The changes to the New York City's pre-K system have met their share of criticism from different groups, including the Orthodox Union.

Maury Litwack, director of state political affairs for the Orthodox Union, told CP that the changes were "cosmetic" and believed the break offered "more but not enough" time for religious instruction.

"Once you have six hours and 20 minutes of secular instruction it leaves very little time for the religious instruction," said Litwack, noting the expected amount of secular education New York officials require.

"We fundamentally do not believe that those changes are going to lead to a significant increase for participation in the Jewish day school population."

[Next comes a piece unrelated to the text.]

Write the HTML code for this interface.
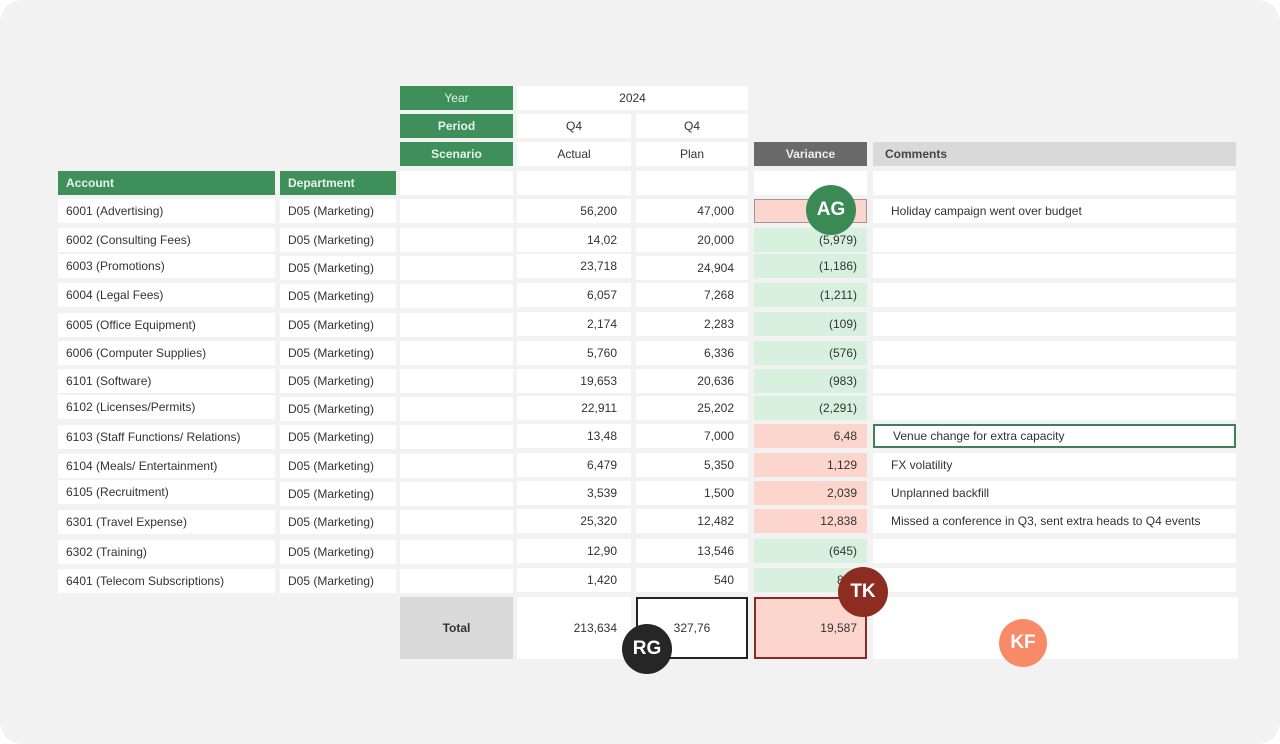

The Washington, D.C.-based group Americans United for Separation of Church and State has been critical of de Blasio's inclusion of religious schools into the taxpayer-funded program.

Alex Luchenitser, associate legal director for Americans United, told CP that the recent changes to the program "places a constitutionally suspect program on even thinner ice."

"The U.S. Constitution prohibits cities from using taxpayer dollars to fund programs that pressure or coerce students to take part in religious activity. Allowing a break for prayer or religious activity in the middle of the school day will have exactly such a coercive effect," said Luchenitser.

"As most students will be taking part in the religious activities, any students who might not wish (or whose parents might not wish them) to do so will feel pressure to join in, as they will not want to stand out as different."

Luchenitser added that the program "is certainly vulnerable to legal action" and that Americans United is "investigating this program" regarding its constitutionality.

Regarding church and state concerns, Norvell of the mayor's office replied that items like the midday break were lobbied for by both religious and secular providers and would be time funded by the city.

"We don't pay for this time on the public dime," said Norvell, "they have to give us back that time at the end of the day or at the beginning."

"They have to provide every parent at the beginning of the school year with both awareness that that non-programmatic activity is taking place at a particular time and they have to provide a meaningful opt-out activity."